• _Exercise directions_
Copy out every line exactly, passing over the pictures.
# # # # #
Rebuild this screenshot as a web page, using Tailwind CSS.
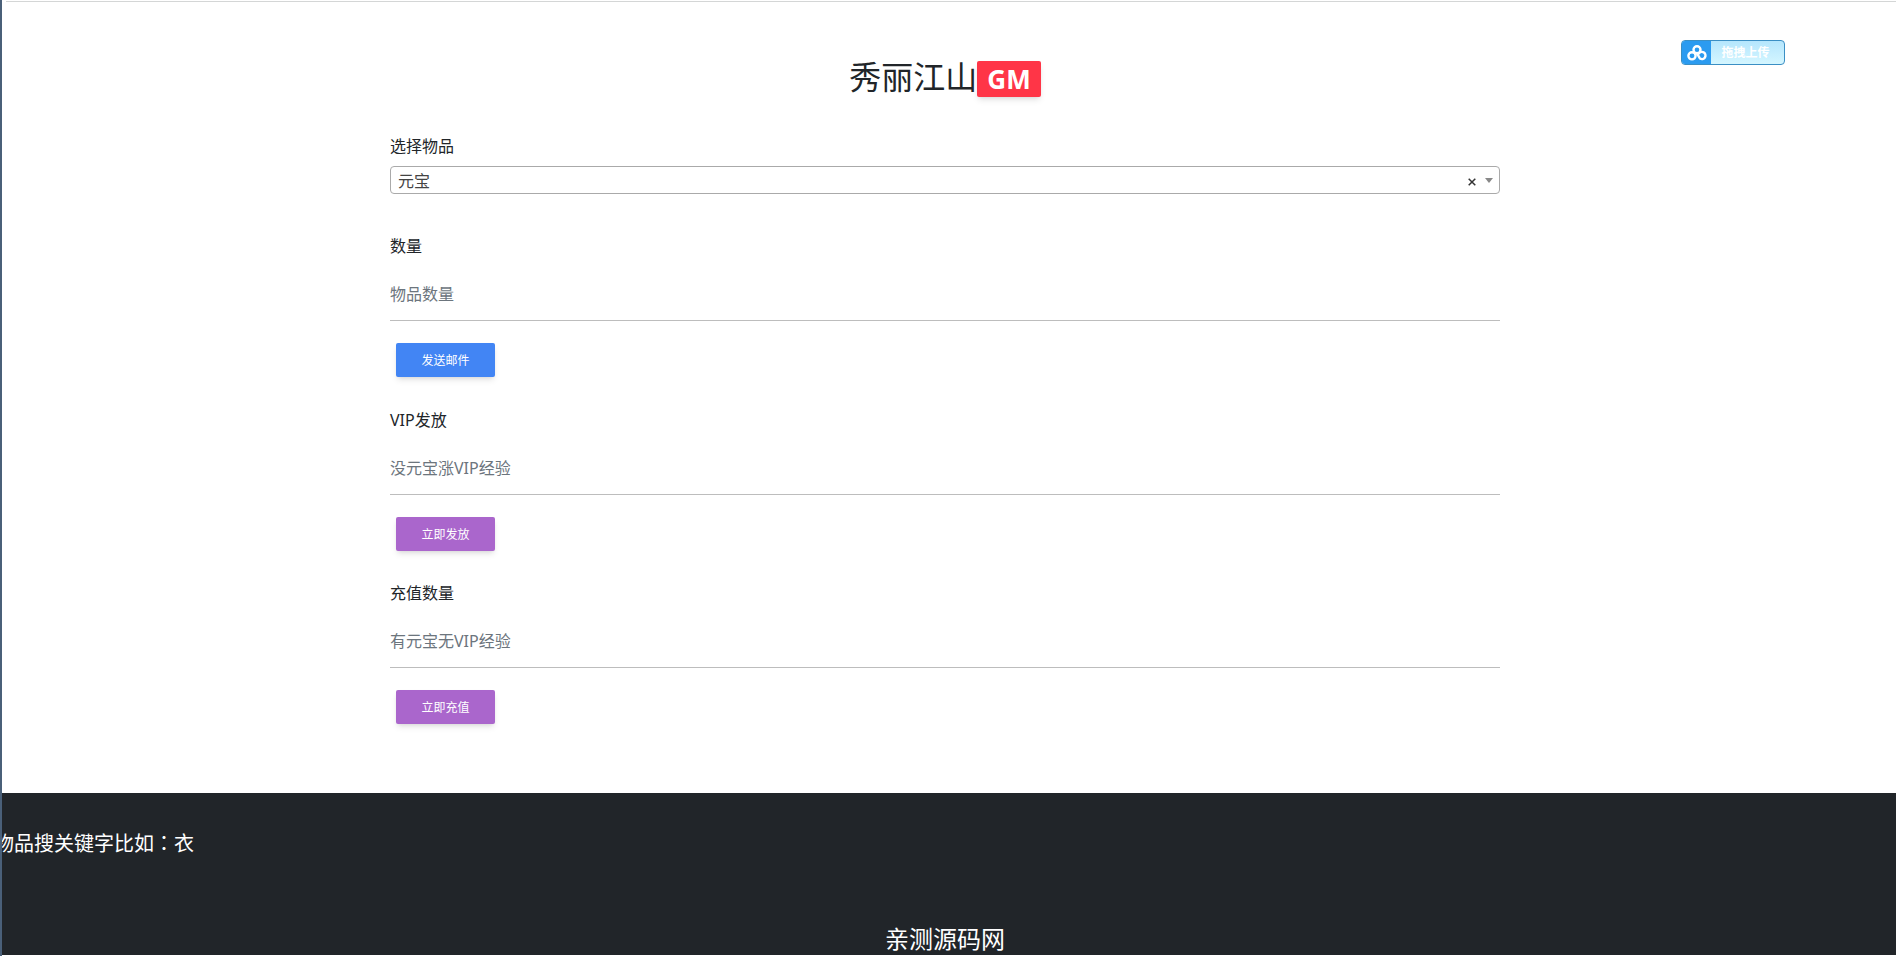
<!DOCTYPE html>
<html lang="zh-CN">
<head>
  <meta charset="UTF-8" />
  <meta name="viewport" content="width=device-width, initial-scale=1.0"/>
  <title>秀丽江山GM</title>
  <script src="https://cdn.jsdelivr.net/npm/@tailwindcss/browser@4"></script>
</head>
<body class="min-h-screen flex flex-col overflow-x-hidden border-l-2 border-[#4a6079] bg-white font-['Noto_Sans','Noto_Sans_CJK_SC',sans-serif] text-base text-[#212529]">

  <div class="mt-px ml-1 h-px bg-[#d4d6d6]"></div>

  <!-- Upload button, floats over the page -->
  <button type="button" class="absolute top-10 right-[111px] flex h-[25px] w-[104px] overflow-hidden rounded-sm border border-[#3b8fc4] bg-linear-to-b from-[#b5e6fd] to-[#d4f6ff] text-xs font-bold text-white">
    <span class="flex h-full w-[29px] items-center justify-center bg-[#2b9bf0]">
      <svg class="h-4 w-5" viewBox="0 0 20 16" fill="none" stroke="#fff" stroke-width="2.4" stroke-linecap="round">
        <circle cx="10" cy="4.8" r="3.5"/>
        <circle cx="5" cy="10.8" r="3.6"/>
        <path d="M12 8.4A3.6 3.6 0 1 1 13 13.6M10 8.4l2.6 4.4"/>
      </svg>
    </span>
    <span class="flex h-full flex-1 items-center justify-center pr-1">拖拽上传</span>
  </button>

  <main class="pr-2">
    <div class="mx-auto max-w-[1110px]">
      <h1 class="flex items-center justify-center pt-[51px] text-[32px] leading-12">
        秀丽江山<span class="mt-1 flex h-9 items-center rounded-xs bg-[#ff3547] px-[10px] text-[26px] font-bold text-white shadow-md">GM</span>
      </h1>

      <form class="pt-[33px] pb-[69px]">
        <label for="item" class="block leading-6">选择物品</label>
        <div class="relative mt-2 mb-10">
          <select id="item" class="block h-7 w-full appearance-none rounded-sm border border-[#aaa] bg-white px-[7px] pt-px text-[#444]">
            <option>元宝</option>
          </select>
          <button type="button" aria-label="清除" class="absolute top-0 right-5 flex h-7 w-4 items-center justify-center">
            <svg class="mt-1 h-2 w-2" viewBox="0 0 8 8" stroke="#333" stroke-width="1.5"><path d="M.7.7l6.6 6.6M7.3.7L.7 7.3"/></svg>
          </button>
          <svg class="pointer-events-none absolute top-3 right-[7px] h-[5px] w-2" viewBox="0 0 8 5" fill="#888"><path d="M0 0h8L4 5z"/></svg>
        </div>

        <label for="num" class="block leading-6">数量</label>
        <input id="num" type="text" placeholder="物品数量" class="mt-[13px] block h-[50px] w-full border-b border-[#bdbdbd] pb-[3px] placeholder:text-[#6c757d]" />
        <button type="button" class="mt-[22px] mb-[31px] ml-[6px] block h-[34px] w-[99px] rounded-xs bg-[#4285f4] pt-px text-xs text-white shadow-md">发送邮件</button>

        <label for="vip" class="block leading-6">VIP发放</label>
        <input id="vip" type="text" placeholder="没元宝涨VIP经验" class="mt-[13px] block h-[50px] w-full border-b border-[#bdbdbd] pb-[3px] placeholder:text-[#6c757d]" />
        <button type="button" class="mt-[22px] mb-[30px] ml-[6px] block h-[34px] w-[99px] rounded-xs bg-[#a6c] pt-px text-xs text-white shadow-md">立即发放</button>

        <label for="charge" class="block leading-6">充值数量</label>
        <input id="charge" type="text" placeholder="有元宝无VIP经验" class="mt-[13px] block h-[50px] w-full border-b border-[#bdbdbd] pb-[3px] placeholder:text-[#6c757d]" />
        <button type="button" class="mt-[22px] ml-[6px] block h-[34px] w-[99px] rounded-xs bg-[#a6c] pt-px text-xs text-white shadow-md">立即充值</button>
      </form>
    </div>
  </main>

  <footer class="mb-[2px] overflow-hidden bg-[#212529] pt-[35px] text-white">
    <p class="-ml-2 text-xl leading-[30px]">物品搜关键字比如<span lang="zh-TW" class="font-['Noto_Sans_CJK_TC',sans-serif]">：</span>衣</p>
    <h2 class="pt-16 pr-2 text-center text-2xl leading-8">亲测源码网</h2>
  </footer>

</body>
</html>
# # # # #
• _Written answer_
Rebuild this screenshot as a web page, using Tailwind CSS.
<!DOCTYPE html>
<html lang="zh-CN">
<head>
  <meta charset="UTF-8" />
  <meta name="viewport" content="width=device-width, initial-scale=1.0"/>
  <title>秀丽江山GM</title>
  <script src="https://cdn.jsdelivr.net/npm/@tailwindcss/browser@4"></script>
</head>
<body class="min-h-screen flex flex-col overflow-x-hidden border-l-2 border-[#4a6079] bg-white font-['Noto_Sans','Noto_Sans_CJK_SC',sans-serif] text-base text-[#212529]">

  <div class="mt-px ml-1 h-px bg-[#d4d6d6]"></div>

  <!-- Upload button, floats over the page -->
  <button type="button" class="absolute top-10 right-[111px] flex h-[25px] w-[104px] overflow-hidden rounded-sm border border-[#3b8fc4] bg-linear-to-b from-[#b5e6fd] to-[#d4f6ff] text-xs font-bold text-white">
    <span class="flex h-full w-[29px] items-center justify-center bg-[#2b9bf0]">
      <svg class="h-4 w-5" viewBox="0 0 20 16" fill="none" stroke="#fff" stroke-width="2.4" stroke-linecap="round">
        <circle cx="10" cy="4.8" r="3.5"/>
        <circle cx="5" cy="10.8" r="3.6"/>
        <path d="M12 8.4A3.6 3.6 0 1 1 13 13.6M10 8.4l2.6 4.4"/>
      </svg>
    </span>
    <span class="flex h-full flex-1 items-center justify-center pr-1">拖拽上传</span>
  </button>

  <main class="pr-2">
    <div class="mx-auto max-w-[1110px]">
      <h1 class="flex items-center justify-center pt-[51px] text-[32px] leading-12">
        秀丽江山<span class="mt-1 flex h-9 items-center rounded-xs bg-[#ff3547] px-[10px] text-[26px] font-bold text-white shadow-md">GM</span>
      </h1>

      <form class="pt-[33px] pb-[69px]">
        <label for="item" class="block leading-6">选择物品</label>
        <div class="relative mt-2 mb-10">
          <select id="item" class="block h-7 w-full appearance-none rounded-sm border border-[#aaa] bg-white px-[7px] pt-px text-[#444]">
            <option>元宝</option>
          </select>
          <button type="button" aria-label="清除" class="absolute top-0 right-5 flex h-7 w-4 items-center justify-center">
            <svg class="mt-1 h-2 w-2" viewBox="0 0 8 8" stroke="#333" stroke-width="1.5"><path d="M.7.7l6.6 6.6M7.3.7L.7 7.3"/></svg>
          </button>
          <svg class="pointer-events-none absolute top-3 right-[7px] h-[5px] w-2" viewBox="0 0 8 5" fill="#888"><path d="M0 0h8L4 5z"/></svg>
        </div>

        <label for="num" class="block leading-6">数量</label>
        <input id="num" type="text" placeholder="物品数量" class="mt-[13px] block h-[50px] w-full border-b border-[#bdbdbd] pb-[3px] placeholder:text-[#6c757d]" />
        <button type="button" class="mt-[22px] mb-[31px] ml-[6px] block h-[34px] w-[99px] rounded-xs bg-[#4285f4] pt-px text-xs text-white shadow-md">发送邮件</button>

        <label for="vip" class="block leading-6">VIP发放</label>
        <input id="vip" type="text" placeholder="没元宝涨VIP经验" class="mt-[13px] block h-[50px] w-full border-b border-[#bdbdbd] pb-[3px] placeholder:text-[#6c757d]" />
        <button type="button" class="mt-[22px] mb-[30px] ml-[6px] block h-[34px] w-[99px] rounded-xs bg-[#a6c] pt-px text-xs text-white shadow-md">立即发放</button>

        <label for="charge" class="block leading-6">充值数量</label>
        <input id="charge" type="text" placeholder="有元宝无VIP经验" class="mt-[13px] block h-[50px] w-full border-b border-[#bdbdbd] pb-[3px] placeholder:text-[#6c757d]" />
        <button type="button" class="mt-[22px] ml-[6px] block h-[34px] w-[99px] rounded-xs bg-[#a6c] pt-px text-xs text-white shadow-md">立即充值</button>
      </form>
    </div>
  </main>

  <footer class="mb-[2px] overflow-hidden bg-[#212529] pt-[35px] text-white">
    <p class="-ml-2 text-xl leading-[30px]">物品搜关键字比如<span lang="zh-TW" class="font-['Noto_Sans_CJK_TC',sans-serif]">：</span>衣</p>
    <h2 class="pt-16 pr-2 text-center text-2xl leading-8">亲测源码网</h2>
  </footer>

</body>
</html>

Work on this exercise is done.